The other uncertainty is where is the encoder when the ODrive boots. […] The encoders are incremental so the ODrive doesn’t know where “0” is, the encoder only sends the equivalent of “+1, +1, +1, -1, +1”, etc, indicating that we moved one count up/down. We don’t make any assumptions about where the encoder is on startup, so we need to find out where it was. This is done with the index pulse. When the index pulse fires, that is “0”. So when we see it, we can start counting from there, and be correct.
finding where “0” is needs to be done at every startup, since we stop counting when shut down.

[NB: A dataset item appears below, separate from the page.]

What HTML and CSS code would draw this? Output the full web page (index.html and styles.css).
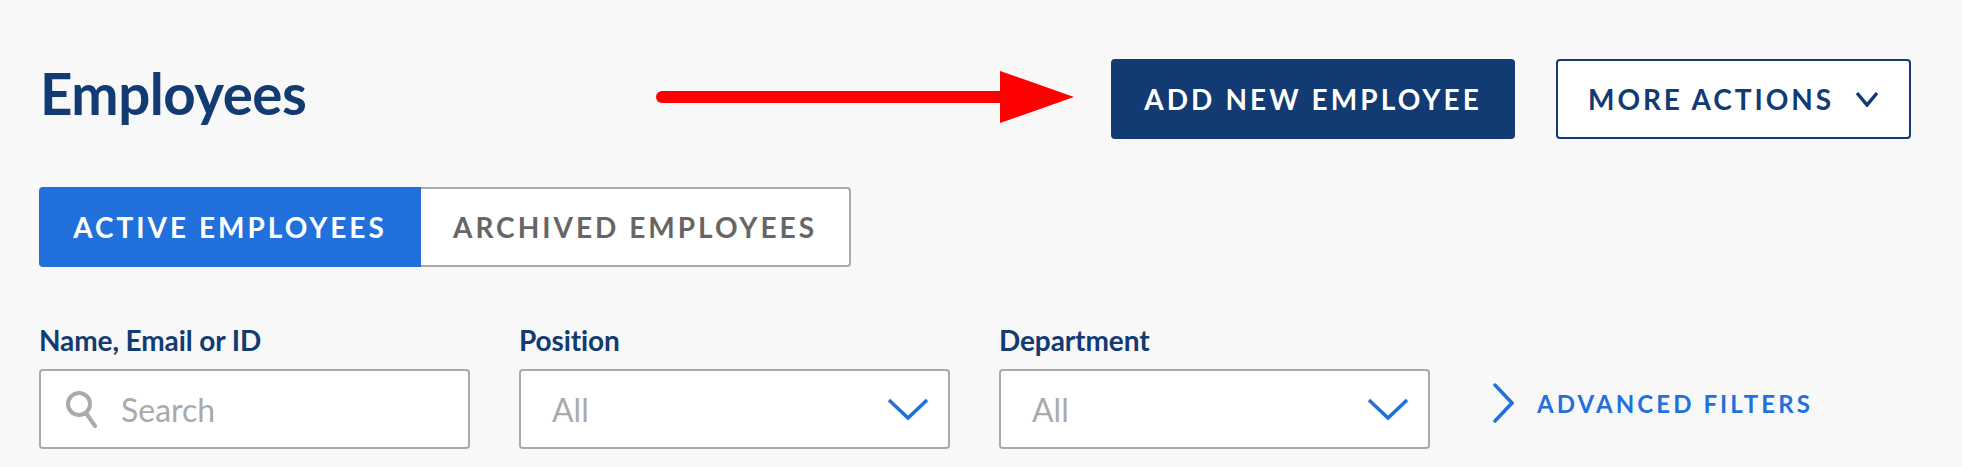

On boot the encoder count is just something, we don’t care. Then we find the index, at that time we reset the count and start from there. […] if we do this index search before we calibrate the 1st time, and then always do the index search on every bootup, then we can restore the calibration offset, because we know we are locked into the correct start-position, so the calibration is still valid
A couple follow up questions. The documentation says that “check that the motor scans for the index pulse but skips the encoder calibration”.
I’m guessing this means that there is still motion from the odrive on bootup?
Is there any way to call this manually, so our code could start it on odrive 1, then 2, then 3? Because all the odrive motors are connected to each other mechanically, having everything spinning at once on bootup can get a bit out of hand.